Merged with a debt trap, the Chinese Belt and Road Initiative has jolted the financial stability of many other countries including Pakistan which faces a severe deficit in trade balance with Beijing.

Notably many developing BRI countries are facing a debt trap-like situation and financial hardships. However, Beijing rejected the allegations of debt trap on BRI as “senseless and baseless”.

Countries which borrowed heavily under the BRI to construct trade and transportation infrastructure are now reeling under the burden of debt servicing as their newly built infrastructure failed to generate enough trade and revenue to service their debt, reported a Canada-based think tank, International Forum for Rights and Security (IFFRAS).

Pakistan is continuously recording an unsustainably high trade deficit with China.

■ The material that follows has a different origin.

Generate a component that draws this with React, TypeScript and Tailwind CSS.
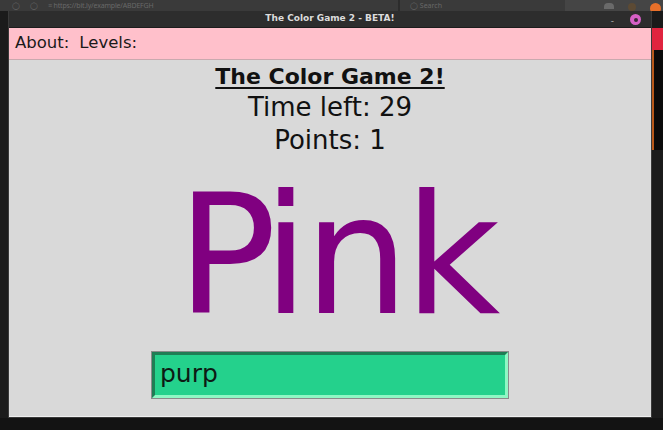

According to a recent study conducted by, the American think-tank, Foreign Policy Research Institute’s Felix K. Chang, titled ‘Deficit Trap: Trade Balances and China’s Belt and Road Initiative’.

The study revealed that Islamabad’s trade balance with China deteriorated by 164 per cent in 2021 compared to 2013. It is not different in African and Central Asian BRI countries, but in their case the worsening of trade deficit has been less acute. The report noted that Pakistan’s trade imbalance was the worst in comparison with some of other BRI beneficiaries like Angola (34 per cent), Kenya (106 per cent), Kyrgyzstan (47per cent) and Sri Lanka (41 per cent), IFFRAS reported.

There are two reasons for Pakistan’s alarming trade deficit. The reasons included that Pakistan’s export basket is small as compared to China and that BRI projects consisted of input buying clauses by Chinese firms implementing them in Pakistan by Chinese companies only. Another, Islamabad’s small export basket is attributed to lack of industrialization and diversification of the Pak economy.

China has many comparative advantages which other BRI countries do not enjoy due to development asymmetries with China.

Study involving impact assessment of BRI infrastructure on Pakistan found that agricultural exports to China decreased over the years. Islamabad failed to fully capitalize on potential of Chinese agriculture market, mainly due to lack of productivity and quality issues, despite concessions offered by Beijing. Also other BRI countries like Kirgizstan took advantage of Beijing’s tariff concessions and flooded the Chinese markets with their cheap agricultural exports, IFFRAS reported.

Pak structural deficiencies are adding to the trade deficit burden. It’s ‘boom and bust’ cycles are marked by increasing and accelerating growth of imports, with successive governments supporting the overvalued national currency. The manufacturing sector has been shrinking over the past two decades. Islamabad is now slowly moving into Chinese ‘trade deficit’ trap.